Campania’s Teora has joined numerous Italian towns and villages in a fight with depopulation. To make newcomers stay, the council will contribute to their rent for two years
Italy is for sale. At least it appears so from the latest news as yet another town in the country has decided to attract new residents with a tempting financial incentive.
Teora, in the southern region of Campania, has announced that the council will pay any newcomer who moves to an abandoned house around €150 per month as a contribution to their rent over the course of two years. Alternatively, the town will give €5,000 to anyone who would buy the house.
This way the town wants to prevent the newcomers from turning the estate into a cheap holiday house only and make them an actual resident.
“I don’t believe in selling empty houses for €1, that doesn’t incentivize people to stay in town,” Stefano Farina, the mayor of Teora, told CNN referring to the successful incentives that took place in other towns in Sicily or Italian Alps.
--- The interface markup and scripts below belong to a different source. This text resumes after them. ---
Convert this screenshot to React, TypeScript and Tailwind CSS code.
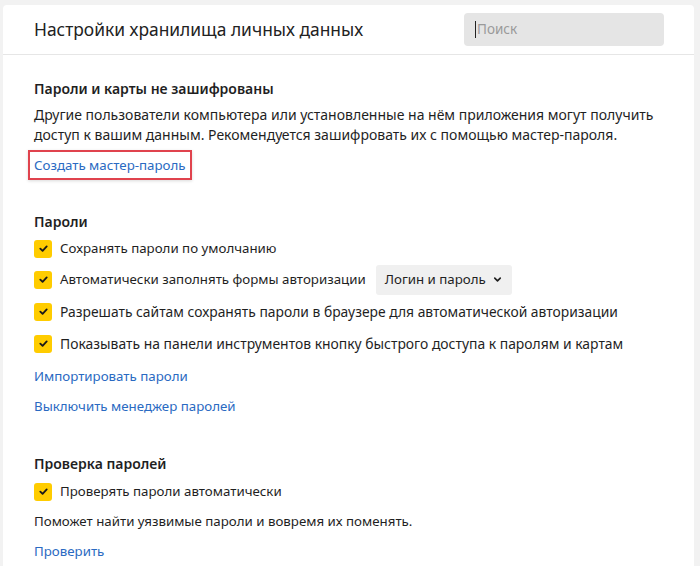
import { ChevronDown } from "lucide-react";

function Check() {
  return (
    <span className="flex h-[18px] w-[18px] shrink-0 items-center justify-center rounded-[3px] bg-[#ffcc00]">
      <svg viewBox="0 0 12 12" className="h-[11px] w-[11px]" fill="none" stroke="#1a1a1a" strokeWidth="2" strokeLinecap="round" strokeLinejoin="round">
        <path d="M2.5 6.2 5 8.5 9.5 3.8" />
      </svg>
    </span>
  );
}

function CheckRow({ label, children, h = "h-[32px]", className = "" }: { label: string; children?: React.ReactNode; h?: string; className?: string }) {
  return (
    <div className={`flex ${h} items-center gap-[8px]`}>
      <Check />
      <span className={className}>{label}</span>
      {children}
    </div>
  );
}

function Link({ children, className = "" }: { children: React.ReactNode; className?: string }) {
  return <a className={`text-[13.3px] text-[#2a6ac2] ${className}`}>{children}</a>;
}

export default function App() {
  return (
    <div
      className="h-[566px] w-[700px] overflow-hidden bg-[#f2f2f2] pl-[3px] pr-[6px] pt-[5px] text-[14px] text-[#1f1f1f]"
      style={{ fontFamily: '"Noto Sans", "Open Sans", sans-serif' }}
    >
      <div className="h-full rounded-t-[4px] bg-white">
        {/* header */}
        <div className="flex h-[50px] items-center justify-between border-b border-[#e6e6e6] pl-[31px] pr-[30px]">
          <h1 className="text-[17.4px] font-normal text-[#222]">Настройки хранилища личных данных</h1>
          <div className="flex h-[33px] w-[200px] items-center rounded-[4px] bg-[#e5e5e5] pl-[11px] text-[13.5px] text-[#9a9a9a]">
            <span className="mr-px h-[17px] w-px bg-[#222]" />
            Поиск
          </div>
        </div>

        <div className="pl-[31px]">
          {/* not encrypted */}
          <div className="pt-[23px]">
            <h2 className="text-[14px] font-semibold leading-[22px]">Пароли и карты не зашифрованы</h2>
            <p className="mt-[5px] leading-[20px]">
              Другие пользователи компьютера или установленные на нём приложения могут получить
              <br />
              доступ к вашим данным. Рекомендуется зашифровать их с помощью мастер-пароля.
            </p>
            <div className="mt-[5px] -ml-[6px] inline-block border-2 border-[#e0434d] px-[4px] py-[2px] shadow-[0_1px_3px_rgba(0,0,0,0.15)]">
              <Link>Создать мастер-пароль</Link>
            </div>
          </div>

          {/* passwords */}
          <div className="pt-[31px]">
            <h2 className="text-[14px] font-semibold leading-[22px]">Пароли</h2>
            <div className="mt-[1px]">
              <CheckRow label="Сохранять пароли по умолчанию" h="h-[30px]" className="text-[13.3px]" />
              <CheckRow label="Автоматически заполнять формы авторизации" h="h-[32px]" className="text-[13.3px]">
                <span className="ml-[2px] flex h-[30px] items-center gap-[6px] rounded-[3px] bg-[#f0f0f0] px-[9px] text-[13.3px]">
                  Логин и пароль
                  <ChevronDown className="h-[11px] w-[11px]" strokeWidth={3.5} />
                </span>
              </CheckRow>
              <CheckRow label="Разрешать сайтам сохранять пароли в браузере для автоматической авторизации" className="text-[13.85px]" />
              <CheckRow label="Показывать на панели инструментов кнопку быстрого доступа к паролям и картам" className="text-[13.9px]" />
            </div>
            <div className="mt-[2px] flex flex-col">
              <div className="flex h-[30px] items-center"><Link>Импортировать пароли</Link></div>
              <div className="flex h-[30px] items-center"><Link>Выключить менеджер паролей</Link></div>
            </div>
          </div>

          {/* check */}
          <div className="pt-[31px]">
            <h2 className="text-[14px] font-semibold leading-[22px]">Проверка паролей</h2>
            <div className="mt-[2px]">
              <CheckRow label="Проверять пароли автоматически" h="h-[30px]" className="text-[13.3px]" />
            </div>
            <p className="flex h-[31px] items-center text-[13.3px]">Поможет найти уязвимые пароли и вовремя их поменять.</p>
            <div className="flex h-[28px] items-center"><Link>Проверить</Link></div>
          </div>
        </div>
      </div>
    </div>
  );
}
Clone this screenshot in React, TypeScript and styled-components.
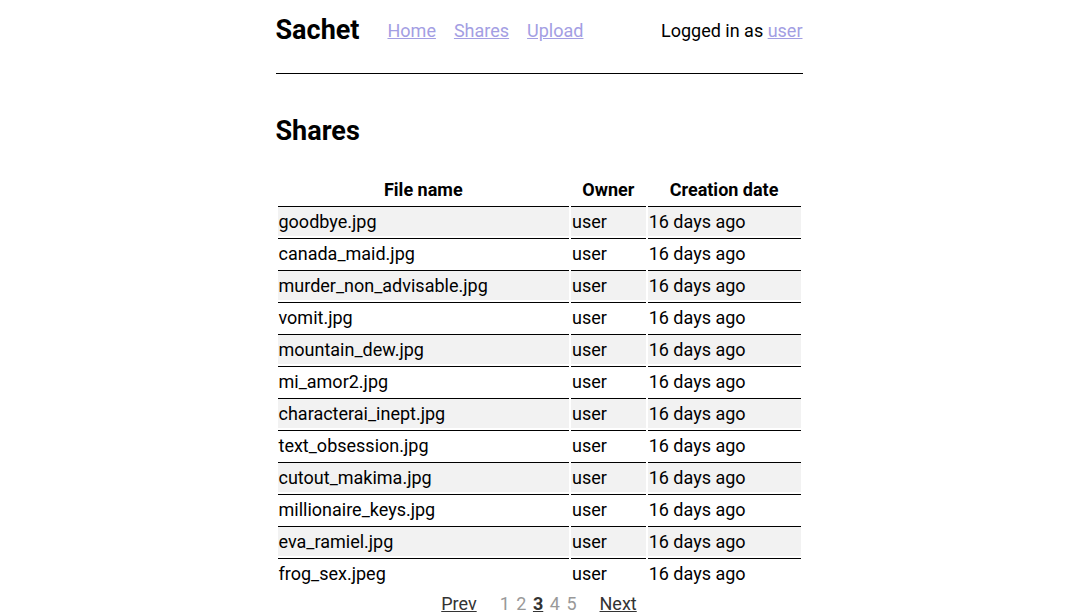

“They just come a few months a year as holidaymakers. That’s not the solution. But taking up residency and enrolling kids at the local school, that does breathe new life.”
Two babies are born while 20 elders die each year
Farina added that the local population is decreasing, and an influx of holiday homes would not be sufficient.
“Two babies are born [in Teora] each year versus 20 elders who die,” he explained.
“We’re down to barely 1,500 residents. I want to invert this negative trend. Children are our future, new families will be the building blocks of our shrinking community, so we encourage those with more kids to apply.”
Each town fights depopulation differently
Since the first Italian town decided to attract newcomers with a financial incentive, many other communities joined the trend with different offerings.
In January last year, a picturesque Alpine town of Locana offered €9,000 to almost anyone willing to become a new permanent resident.
After Zungoli near Naples and Sambuca in Sicily — which both offered abandoned houses to anyone for €1 — another Sicilian town of Cammarata has made a step even further. It’s giving out old buildings for free.
And most recently, Bisaccia — a small Italian town in the Campania region — has been encouraging whole families and groups of friends to buy multiple properties — for only €1 each.